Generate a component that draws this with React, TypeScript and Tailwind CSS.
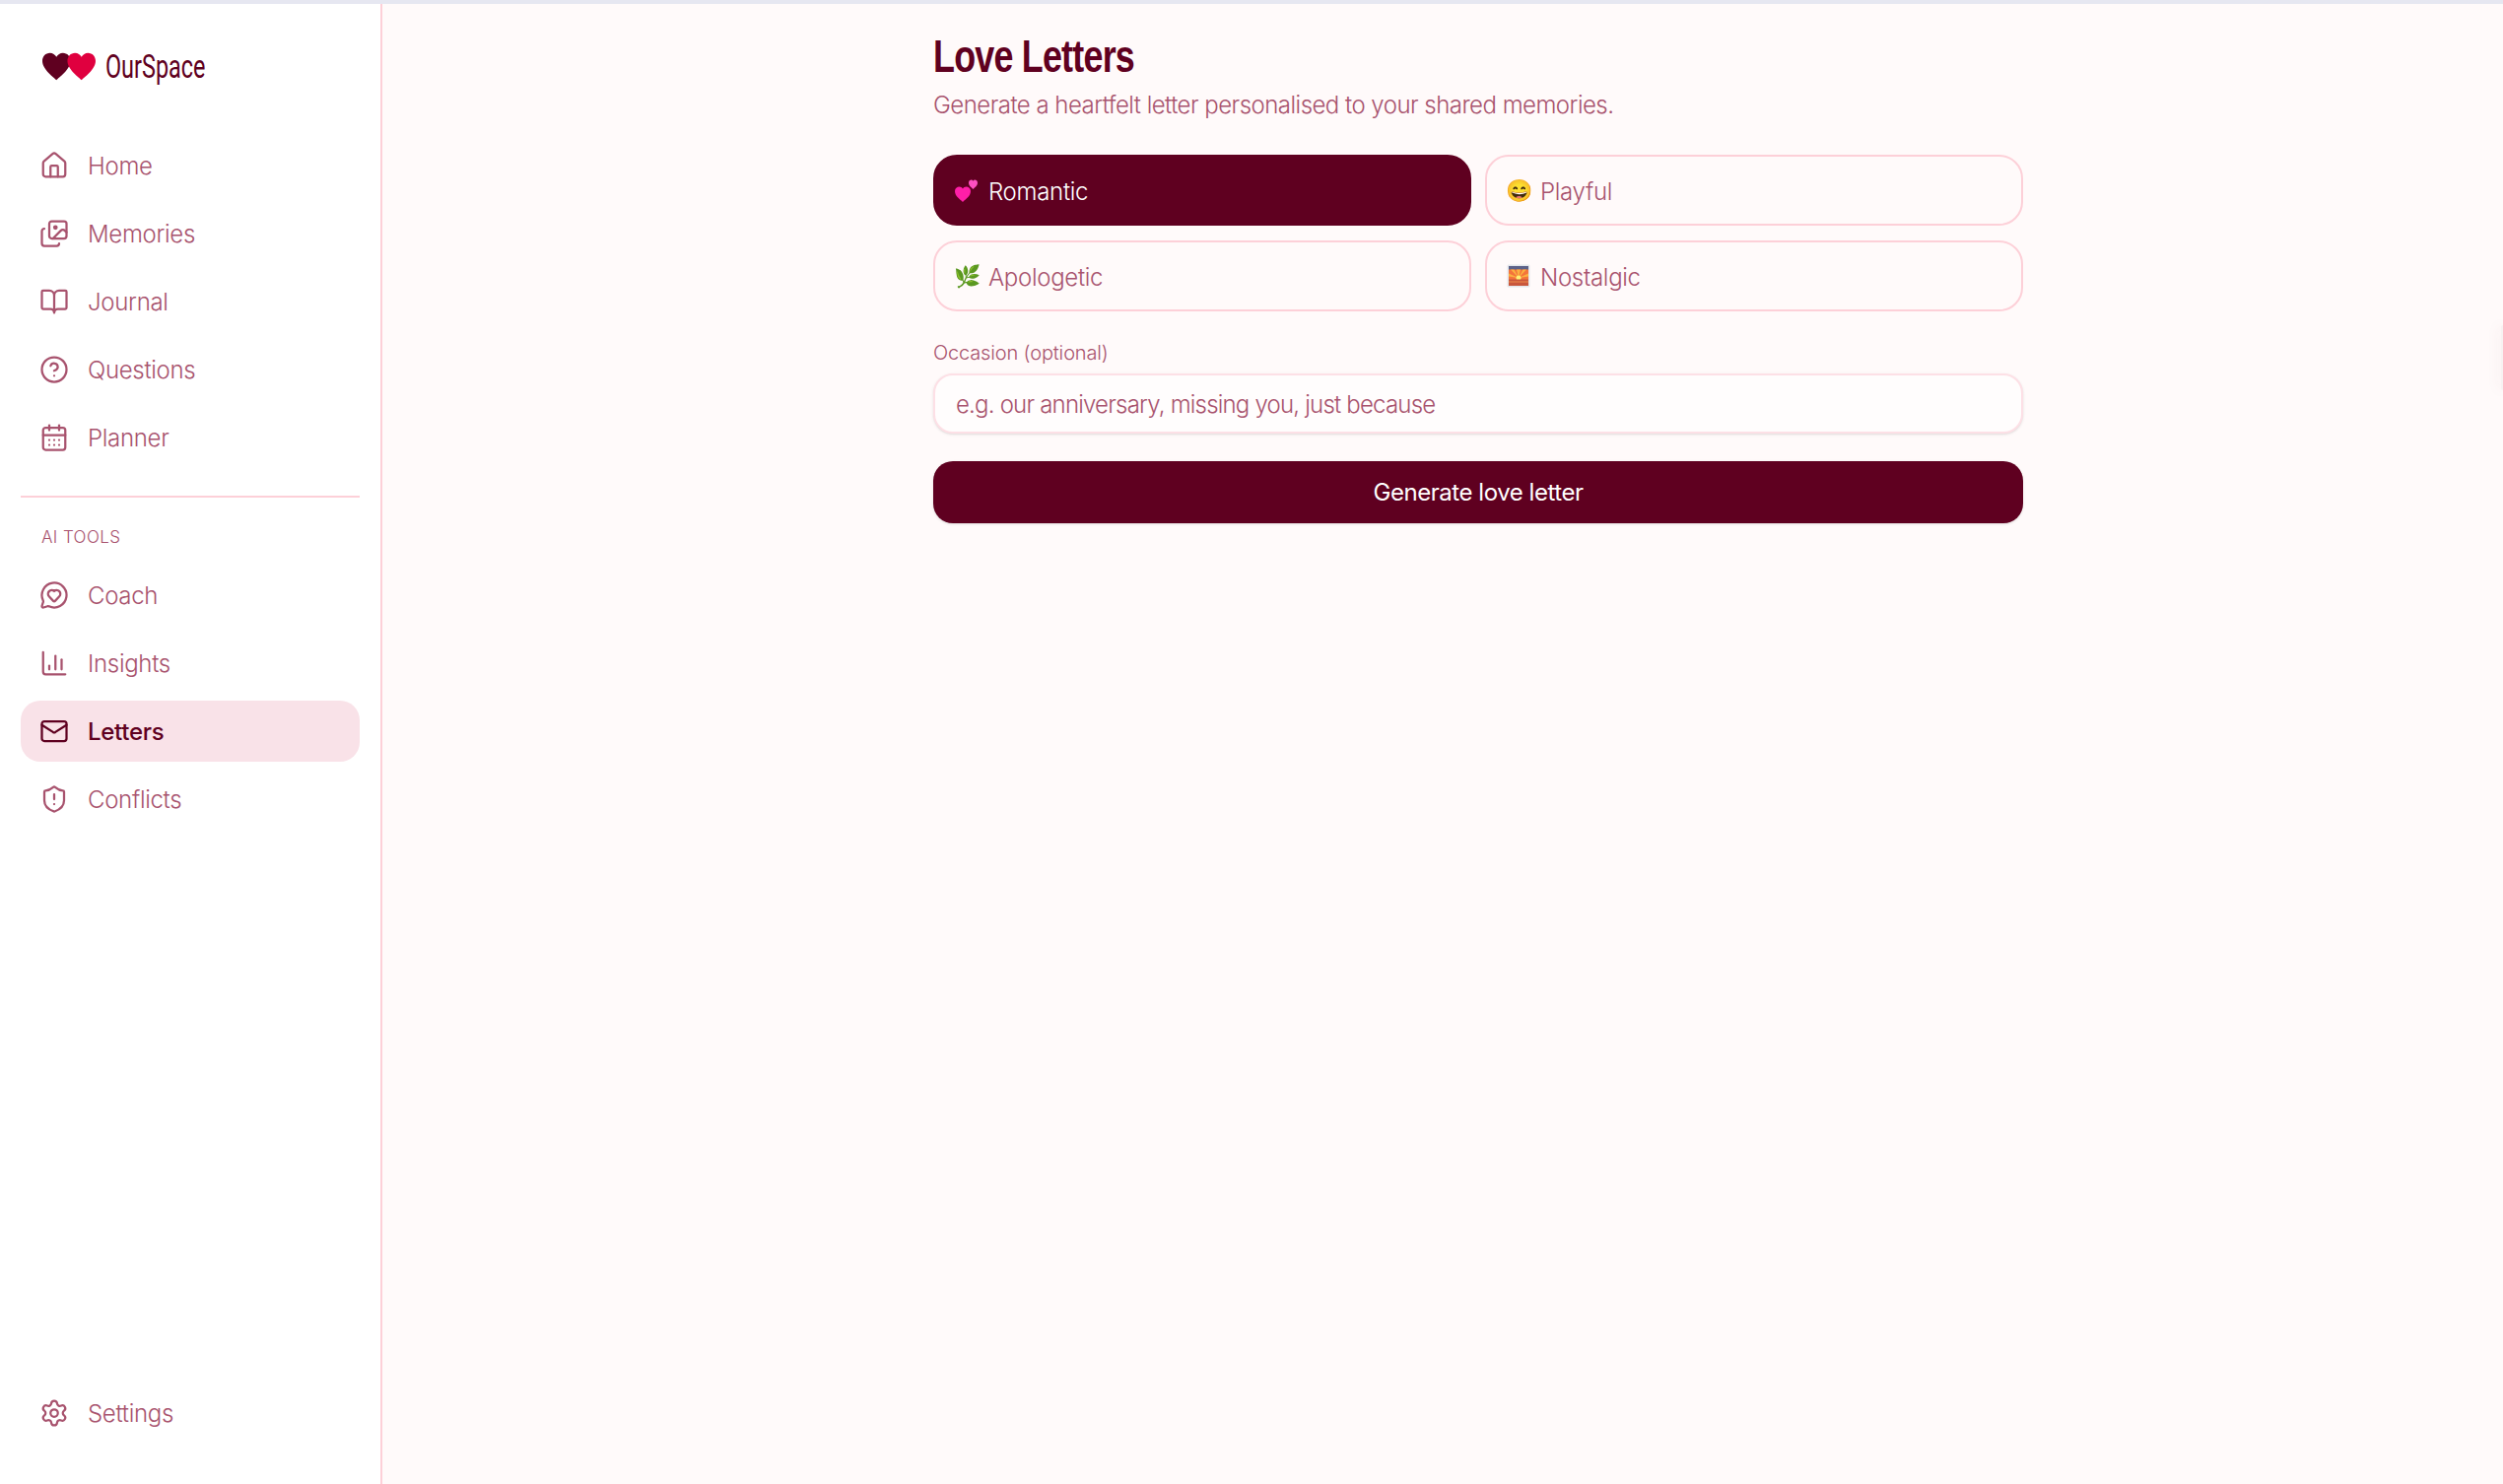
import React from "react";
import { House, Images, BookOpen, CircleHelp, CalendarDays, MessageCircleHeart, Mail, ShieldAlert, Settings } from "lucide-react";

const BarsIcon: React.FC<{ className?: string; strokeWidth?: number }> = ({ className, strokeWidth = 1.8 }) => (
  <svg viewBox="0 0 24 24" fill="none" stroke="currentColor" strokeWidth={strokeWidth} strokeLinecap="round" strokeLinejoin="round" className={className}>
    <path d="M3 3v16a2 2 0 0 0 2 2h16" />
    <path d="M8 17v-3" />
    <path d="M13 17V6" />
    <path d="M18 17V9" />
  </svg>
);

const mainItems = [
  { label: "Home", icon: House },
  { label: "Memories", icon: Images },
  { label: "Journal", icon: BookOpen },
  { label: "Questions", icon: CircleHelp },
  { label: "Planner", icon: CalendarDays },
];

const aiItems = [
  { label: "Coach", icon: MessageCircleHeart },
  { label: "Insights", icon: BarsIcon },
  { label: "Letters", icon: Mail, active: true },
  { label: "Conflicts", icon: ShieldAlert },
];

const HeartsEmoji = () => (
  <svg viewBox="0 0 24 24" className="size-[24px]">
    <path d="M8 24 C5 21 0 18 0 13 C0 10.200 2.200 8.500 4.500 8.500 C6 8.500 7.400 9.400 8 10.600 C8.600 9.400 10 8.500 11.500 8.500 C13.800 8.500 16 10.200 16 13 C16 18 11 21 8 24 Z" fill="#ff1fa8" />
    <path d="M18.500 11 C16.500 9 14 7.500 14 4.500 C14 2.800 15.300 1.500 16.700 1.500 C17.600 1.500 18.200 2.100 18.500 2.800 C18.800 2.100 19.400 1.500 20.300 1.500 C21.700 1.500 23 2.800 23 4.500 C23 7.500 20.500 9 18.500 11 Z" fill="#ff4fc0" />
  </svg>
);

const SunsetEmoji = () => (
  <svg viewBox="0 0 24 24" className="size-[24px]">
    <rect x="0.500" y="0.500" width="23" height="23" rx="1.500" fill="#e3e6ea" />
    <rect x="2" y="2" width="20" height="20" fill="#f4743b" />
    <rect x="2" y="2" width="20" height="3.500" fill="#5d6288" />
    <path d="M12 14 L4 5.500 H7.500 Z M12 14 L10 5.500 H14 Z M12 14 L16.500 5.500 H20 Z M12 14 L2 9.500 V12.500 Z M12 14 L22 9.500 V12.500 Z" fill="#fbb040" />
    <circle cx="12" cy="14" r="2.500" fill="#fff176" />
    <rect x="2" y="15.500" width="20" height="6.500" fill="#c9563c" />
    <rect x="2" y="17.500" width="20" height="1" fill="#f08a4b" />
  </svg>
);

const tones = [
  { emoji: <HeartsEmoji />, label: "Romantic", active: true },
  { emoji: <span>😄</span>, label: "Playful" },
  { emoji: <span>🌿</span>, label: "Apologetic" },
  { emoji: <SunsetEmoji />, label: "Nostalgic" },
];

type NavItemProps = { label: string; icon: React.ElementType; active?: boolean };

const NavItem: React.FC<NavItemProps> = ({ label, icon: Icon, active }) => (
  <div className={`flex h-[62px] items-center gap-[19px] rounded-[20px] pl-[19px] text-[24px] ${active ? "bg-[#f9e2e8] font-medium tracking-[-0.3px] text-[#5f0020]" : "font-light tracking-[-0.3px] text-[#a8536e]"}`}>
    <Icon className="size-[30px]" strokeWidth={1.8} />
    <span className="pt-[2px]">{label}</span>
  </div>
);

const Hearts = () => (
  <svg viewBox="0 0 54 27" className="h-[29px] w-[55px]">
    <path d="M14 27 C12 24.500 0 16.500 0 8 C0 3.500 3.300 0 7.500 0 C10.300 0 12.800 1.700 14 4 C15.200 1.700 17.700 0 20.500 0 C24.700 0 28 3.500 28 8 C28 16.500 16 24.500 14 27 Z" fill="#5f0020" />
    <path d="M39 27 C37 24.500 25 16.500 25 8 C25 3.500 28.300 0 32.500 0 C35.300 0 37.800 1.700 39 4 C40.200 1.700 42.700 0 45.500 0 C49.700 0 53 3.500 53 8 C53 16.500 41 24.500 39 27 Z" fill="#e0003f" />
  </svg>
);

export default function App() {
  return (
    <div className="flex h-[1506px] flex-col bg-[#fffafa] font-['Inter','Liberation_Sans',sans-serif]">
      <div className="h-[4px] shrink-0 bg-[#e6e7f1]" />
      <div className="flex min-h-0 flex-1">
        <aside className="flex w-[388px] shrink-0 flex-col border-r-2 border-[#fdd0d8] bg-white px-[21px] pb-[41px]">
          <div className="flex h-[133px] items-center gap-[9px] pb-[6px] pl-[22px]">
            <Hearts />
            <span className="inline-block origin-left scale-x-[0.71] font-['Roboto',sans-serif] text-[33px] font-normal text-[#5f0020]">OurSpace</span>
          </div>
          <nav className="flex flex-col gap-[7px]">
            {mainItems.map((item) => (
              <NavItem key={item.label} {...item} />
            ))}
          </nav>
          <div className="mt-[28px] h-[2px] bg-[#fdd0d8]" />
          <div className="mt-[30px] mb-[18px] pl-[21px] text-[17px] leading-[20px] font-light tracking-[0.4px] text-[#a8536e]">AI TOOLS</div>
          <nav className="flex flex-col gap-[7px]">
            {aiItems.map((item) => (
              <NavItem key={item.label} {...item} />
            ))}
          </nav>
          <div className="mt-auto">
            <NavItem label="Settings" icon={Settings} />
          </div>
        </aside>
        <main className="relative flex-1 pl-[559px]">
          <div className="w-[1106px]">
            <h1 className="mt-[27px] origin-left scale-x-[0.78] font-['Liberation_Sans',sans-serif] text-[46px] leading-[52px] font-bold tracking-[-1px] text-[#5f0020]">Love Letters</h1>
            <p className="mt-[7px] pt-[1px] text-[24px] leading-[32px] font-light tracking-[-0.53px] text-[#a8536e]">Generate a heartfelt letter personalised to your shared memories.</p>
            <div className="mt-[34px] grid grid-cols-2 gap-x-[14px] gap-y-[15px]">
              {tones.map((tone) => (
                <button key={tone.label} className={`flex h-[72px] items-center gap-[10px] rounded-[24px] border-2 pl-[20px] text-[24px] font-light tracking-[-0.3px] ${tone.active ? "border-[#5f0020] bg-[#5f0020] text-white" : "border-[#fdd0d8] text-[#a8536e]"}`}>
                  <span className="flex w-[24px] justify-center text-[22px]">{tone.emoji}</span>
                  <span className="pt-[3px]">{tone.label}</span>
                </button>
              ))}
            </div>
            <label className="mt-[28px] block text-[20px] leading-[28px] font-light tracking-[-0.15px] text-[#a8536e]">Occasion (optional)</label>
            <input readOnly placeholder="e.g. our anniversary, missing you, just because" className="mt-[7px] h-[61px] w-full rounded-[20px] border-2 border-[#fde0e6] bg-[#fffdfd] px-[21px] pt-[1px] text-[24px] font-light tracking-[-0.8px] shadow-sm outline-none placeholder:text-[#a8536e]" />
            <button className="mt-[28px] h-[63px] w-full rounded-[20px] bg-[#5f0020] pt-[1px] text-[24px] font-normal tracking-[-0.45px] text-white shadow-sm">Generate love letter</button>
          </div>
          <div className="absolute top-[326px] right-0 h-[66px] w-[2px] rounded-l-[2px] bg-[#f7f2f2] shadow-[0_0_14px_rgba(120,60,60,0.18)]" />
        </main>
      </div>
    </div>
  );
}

# # # #

The request: Output the data above without changes, apart from leaving out the pictures.

Exercise result:
Generate a component that draws this with React, TypeScript and Tailwind CSS.
import React from "react";
import { House, Images, BookOpen, CircleHelp, CalendarDays, MessageCircleHeart, Mail, ShieldAlert, Settings } from "lucide-react";

const BarsIcon: React.FC<{ className?: string; strokeWidth?: number }> = ({ className, strokeWidth = 1.8 }) => (
  <svg viewBox="0 0 24 24" fill="none" stroke="currentColor" strokeWidth={strokeWidth} strokeLinecap="round" strokeLinejoin="round" className={className}>
    <path d="M3 3v16a2 2 0 0 0 2 2h16" />
    <path d="M8 17v-3" />
    <path d="M13 17V6" />
    <path d="M18 17V9" />
  </svg>
);

const mainItems = [
  { label: "Home", icon: House },
  { label: "Memories", icon: Images },
  { label: "Journal", icon: BookOpen },
  { label: "Questions", icon: CircleHelp },
  { label: "Planner", icon: CalendarDays },
];

const aiItems = [
  { label: "Coach", icon: MessageCircleHeart },
  { label: "Insights", icon: BarsIcon },
  { label: "Letters", icon: Mail, active: true },
  { label: "Conflicts", icon: ShieldAlert },
];

const HeartsEmoji = () => (
  <svg viewBox="0 0 24 24" className="size-[24px]">
    <path d="M8 24 C5 21 0 18 0 13 C0 10.200 2.200 8.500 4.500 8.500 C6 8.500 7.400 9.400 8 10.600 C8.600 9.400 10 8.500 11.500 8.500 C13.800 8.500 16 10.200 16 13 C16 18 11 21 8 24 Z" fill="#ff1fa8" />
    <path d="M18.500 11 C16.500 9 14 7.500 14 4.500 C14 2.800 15.300 1.500 16.700 1.500 C17.600 1.500 18.200 2.100 18.500 2.800 C18.800 2.100 19.400 1.500 20.300 1.500 C21.700 1.500 23 2.800 23 4.500 C23 7.500 20.500 9 18.500 11 Z" fill="#ff4fc0" />
  </svg>
);

const SunsetEmoji = () => (
  <svg viewBox="0 0 24 24" className="size-[24px]">
    <rect x="0.500" y="0.500" width="23" height="23" rx="1.500" fill="#e3e6ea" />
    <rect x="2" y="2" width="20" height="20" fill="#f4743b" />
    <rect x="2" y="2" width="20" height="3.500" fill="#5d6288" />
    <path d="M12 14 L4 5.500 H7.500 Z M12 14 L10 5.500 H14 Z M12 14 L16.500 5.500 H20 Z M12 14 L2 9.500 V12.500 Z M12 14 L22 9.500 V12.500 Z" fill="#fbb040" />
    <circle cx="12" cy="14" r="2.500" fill="#fff176" />
    <rect x="2" y="15.500" width="20" height="6.500" fill="#c9563c" />
    <rect x="2" y="17.500" width="20" height="1" fill="#f08a4b" />
  </svg>
);

const tones = [
  { emoji: <HeartsEmoji />, label: "Romantic", active: true },
  { emoji: <span>😄</span>, label: "Playful" },
  { emoji: <span>🌿</span>, label: "Apologetic" },
  { emoji: <SunsetEmoji />, label: "Nostalgic" },
];

type NavItemProps = { label: string; icon: React.ElementType; active?: boolean };

const NavItem: React.FC<NavItemProps> = ({ label, icon: Icon, active }) => (
  <div className={`flex h-[62px] items-center gap-[19px] rounded-[20px] pl-[19px] text-[24px] ${active ? "bg-[#f9e2e8] font-medium tracking-[-0.3px] text-[#5f0020]" : "font-light tracking-[-0.3px] text-[#a8536e]"}`}>
    <Icon className="size-[30px]" strokeWidth={1.8} />
    <span className="pt-[2px]">{label}</span>
  </div>
);

const Hearts = () => (
  <svg viewBox="0 0 54 27" className="h-[29px] w-[55px]">
    <path d="M14 27 C12 24.500 0 16.500 0 8 C0 3.500 3.300 0 7.500 0 C10.300 0 12.800 1.700 14 4 C15.200 1.700 17.700 0 20.500 0 C24.700 0 28 3.500 28 8 C28 16.500 16 24.500 14 27 Z" fill="#5f0020" />
    <path d="M39 27 C37 24.500 25 16.500 25 8 C25 3.500 28.300 0 32.500 0 C35.300 0 37.800 1.700 39 4 C40.200 1.700 42.700 0 45.500 0 C49.700 0 53 3.500 53 8 C53 16.500 41 24.500 39 27 Z" fill="#e0003f" />
  </svg>
);

export default function App() {
  return (
    <div className="flex h-[1506px] flex-col bg-[#fffafa] font-['Inter','Liberation_Sans',sans-serif]">
      <div className="h-[4px] shrink-0 bg-[#e6e7f1]" />
      <div className="flex min-h-0 flex-1">
        <aside className="flex w-[388px] shrink-0 flex-col border-r-2 border-[#fdd0d8] bg-white px-[21px] pb-[41px]">
          <div className="flex h-[133px] items-center gap-[9px] pb-[6px] pl-[22px]">
            <Hearts />
            <span className="inline-block origin-left scale-x-[0.71] font-['Roboto',sans-serif] text-[33px] font-normal text-[#5f0020]">OurSpace</span>
          </div>
          <nav className="flex flex-col gap-[7px]">
            {mainItems.map((item) => (
              <NavItem key={item.label} {...item} />
            ))}
          </nav>
          <div className="mt-[28px] h-[2px] bg-[#fdd0d8]" />
          <div className="mt-[30px] mb-[18px] pl-[21px] text-[17px] leading-[20px] font-light tracking-[0.4px] text-[#a8536e]">AI TOOLS</div>
          <nav className="flex flex-col gap-[7px]">
            {aiItems.map((item) => (
              <NavItem key={item.label} {...item} />
            ))}
          </nav>
          <div className="mt-auto">
            <NavItem label="Settings" icon={Settings} />
          </div>
        </aside>
        <main className="relative flex-1 pl-[559px]">
          <div className="w-[1106px]">
            <h1 className="mt-[27px] origin-left scale-x-[0.78] font-['Liberation_Sans',sans-serif] text-[46px] leading-[52px] font-bold tracking-[-1px] text-[#5f0020]">Love Letters</h1>
            <p className="mt-[7px] pt-[1px] text-[24px] leading-[32px] font-light tracking-[-0.53px] text-[#a8536e]">Generate a heartfelt letter personalised to your shared memories.</p>
            <div className="mt-[34px] grid grid-cols-2 gap-x-[14px] gap-y-[15px]">
              {tones.map((tone) => (
                <button key={tone.label} className={`flex h-[72px] items-center gap-[10px] rounded-[24px] border-2 pl-[20px] text-[24px] font-light tracking-[-0.3px] ${tone.active ? "border-[#5f0020] bg-[#5f0020] text-white" : "border-[#fdd0d8] text-[#a8536e]"}`}>
                  <span className="flex w-[24px] justify-center text-[22px]">{tone.emoji}</span>
                  <span className="pt-[3px]">{tone.label}</span>
                </button>
              ))}
            </div>
            <label className="mt-[28px] block text-[20px] leading-[28px] font-light tracking-[-0.15px] text-[#a8536e]">Occasion (optional)</label>
            <input readOnly placeholder="e.g. our anniversary, missing you, just because" className="mt-[7px] h-[61px] w-full rounded-[20px] border-2 border-[#fde0e6] bg-[#fffdfd] px-[21px] pt-[1px] text-[24px] font-light tracking-[-0.8px] shadow-sm outline-none placeholder:text-[#a8536e]" />
            <button className="mt-[28px] h-[63px] w-full rounded-[20px] bg-[#5f0020] pt-[1px] text-[24px] font-normal tracking-[-0.45px] text-white shadow-sm">Generate love letter</button>
          </div>
          <div className="absolute top-[326px] right-0 h-[66px] w-[2px] rounded-l-[2px] bg-[#f7f2f2] shadow-[0_0_14px_rgba(120,60,60,0.18)]" />
        </main>
      </div>
    </div>
  );
}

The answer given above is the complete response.